板橋区が独自の技術拠点 精密部品で中小の開発支援
東京都板橋区は来年2月、区内に中小製造業向けの産業技術支援施設を開設する。パソコンなどに使われる精密部品や光学部品の寸法や耐久性を測定できる最新鋭の設備を15台置く。技術指導員も配置。今月に地元企業が利用していた都の施設が北区から江東区に移転。製造業が集まる板橋区は独自に自前の施設をつくり、高度なものづくりを継続支援する。
地元企業に貸している生産拠点「区立生活産業融合型第一工場ビル」の4階に開設する。床面積は約200平方メートル。総投資額は約1億1千万円。
主な設備は最大5000倍の倍率で部品の寸法や形状をチェック、モニターで凹凸を色分けして表示する「デジタルマイクロスコープ」など。銅や鉛など原材料を分析する「蛍光X線成分分析装置」は有害物質が混入していないかを確認できる。
金属加工部品の表面の粗さを測定できる機器や、一定の温度や湿度への耐久性を検証できる設備もそろえる。
施設には専門の技術指導員を3人配置する。企業の技術課題の相談に応じるほか、大学や研究機関との産学官連携も積極的に後押しする。定期的に設備操作や成分分析といった研修を開く。

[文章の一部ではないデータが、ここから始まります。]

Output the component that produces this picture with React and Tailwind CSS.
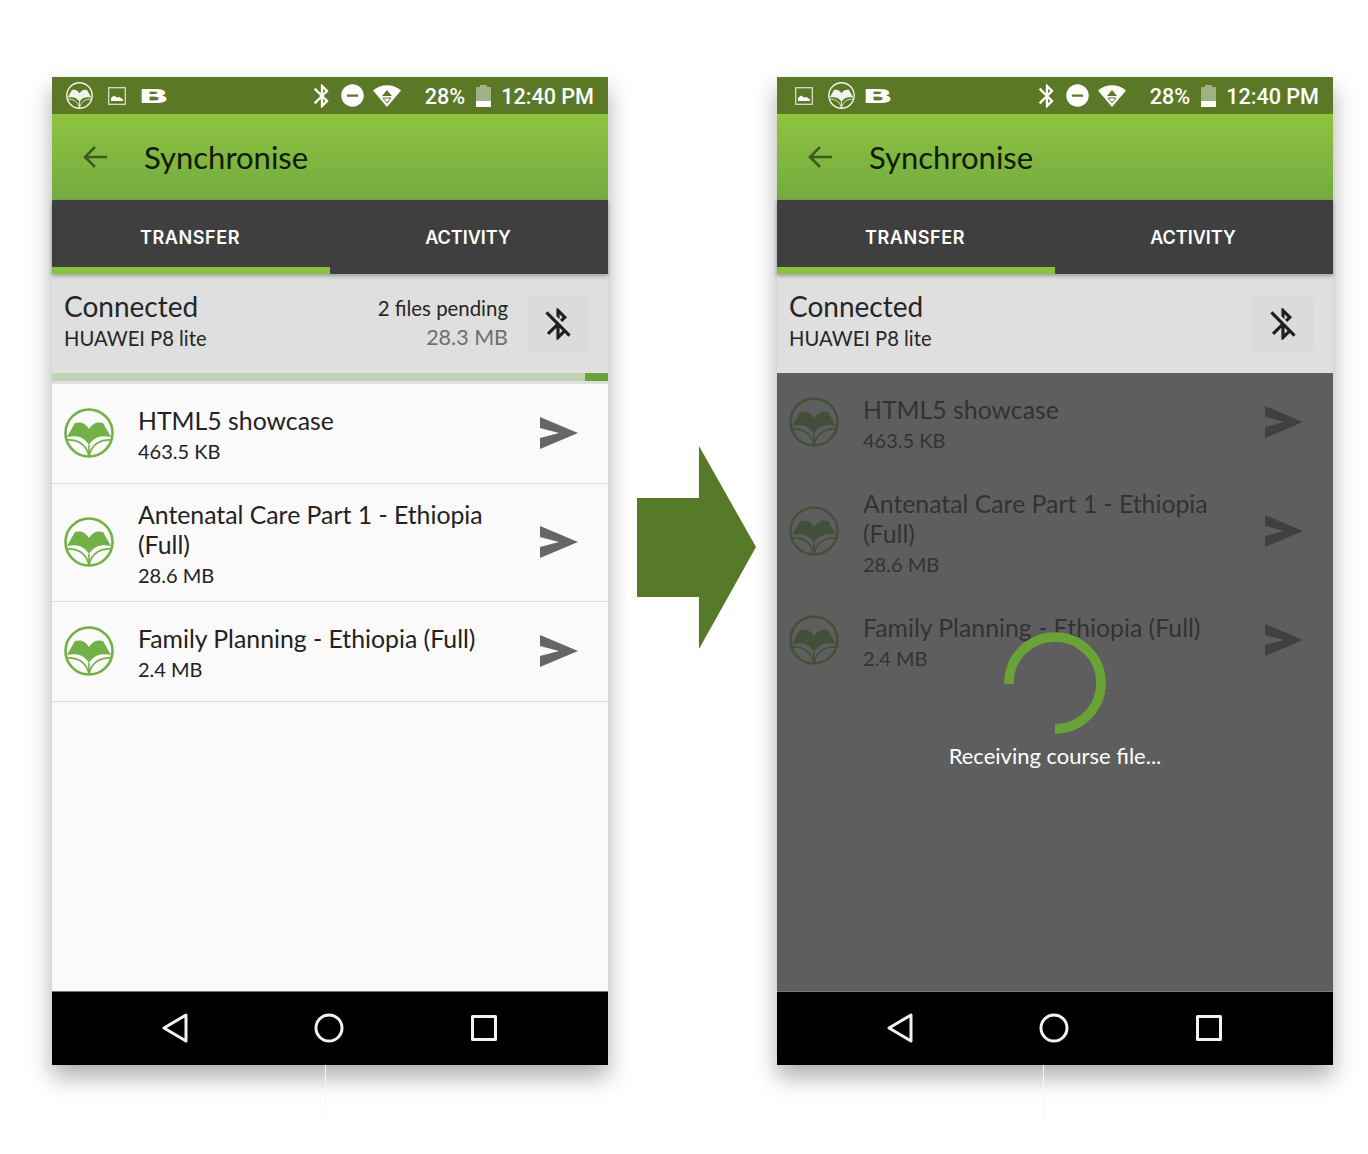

新施設の利用料金は1時間あたり1000円程度と安価な価格に設定し、来年1月から予約を受け付ける。同区以外の企業でも利用できる。施設の開設時間は平日午前9時から午後5時まで。
東京都のまとめでは、2010年の板橋区の製造品出荷額は約5500億円と23区で首位。印刷関連や鉄鋼、電子部品を中心に製造業が集積、地元経済を支えている。
今回、新施設に導入するのは1台1000万円以上する高価な機器もあり中小企業が自前で購入するのは難しい。これまで板橋区の製造業は、北区に立地していた東京都立産業技術研究センター本部の設備を年500回近く使っていた。ただ、同本部の江東区への移転に伴い今後は使い勝手が悪くなる公算が大きく、同区は独自で整備する必要があると判断した。
同区の担当者は「安価な料金で区内を中心とした中小製造業にとって身近で使いやすい施設を目指す」と話している。